Blogger Peter Brimelow called a 2012 Stewart segment “mostly an irrelevant but uninhibited expression of Jewish alienation and Christophobia.”
Brimelow—the founder of a popular conservative and frequently white nationalist blog called VDARE—is an expert in such matters. He is credited, and credits himself, for inventing the War on Christmas in the late 1990s, well before O’Reilly. “I just got real interested in the issue,” Brimelow told the Daily Beast in 2008, “because I noticed over the years there was this social shift taking place where people no longer said ‘Merry Christmas.’”
Brimelow is a close student of social shifts, particularly when they are related to skin color or national origin. “The root cause in all cases is the same: an American elite which is increasingly divergent, culturally and even ethnically, from the rest of the country,” Brimelow wrote, referring to what he calls the “Minority Occupied Government.”
Some prominent conservatives aren’t on board. “Not every skirmish is a war, and Christmas seems to be doing fine, so I have nothing to add to this seasonal subject,” Washington Post columnist George Will told me. It’s the sort of culture proxy war that mobilizes the right-wing base while embarrassing the establishment—the paranoid angst that often flushes through right-wing corners of American political consciousness, from the nationalistic red scare of the early 20th century to John Birch’s Cold War fright.

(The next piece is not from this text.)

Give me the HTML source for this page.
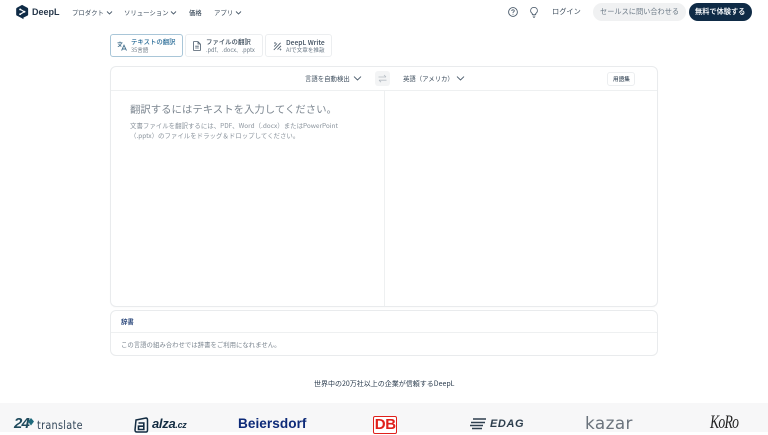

And for O’Reilly, who once wondered whether criticism surrounding Mel Gibson's 2004 anti-Semitic blockbuster The Passion of Christ might be a result of the fact that “the major media in Hollywood and a lot of the secular press is controlled by Jewish people,” it is sometimes hard to believe that “secular progressives” isn't some kind of code word, too.
“Remember,” he said in 2004, “more than 90 percent of American homes celebrate Christmas. But the small minority that is trying to impose its will on the majority is so vicious, so dishonest—and has to be dealt with.”
Back then, at the patriotic height of the aughts, these were the kinds of dark, apocalyptic sentiments that worried liberals, and made centrist figures like George Will quietly uncomfortable. A decade on, though, the War Over Christmas is just something we do every year, like wrapping presents or drinking eggnog. But the hangover is giving me a nasty headache.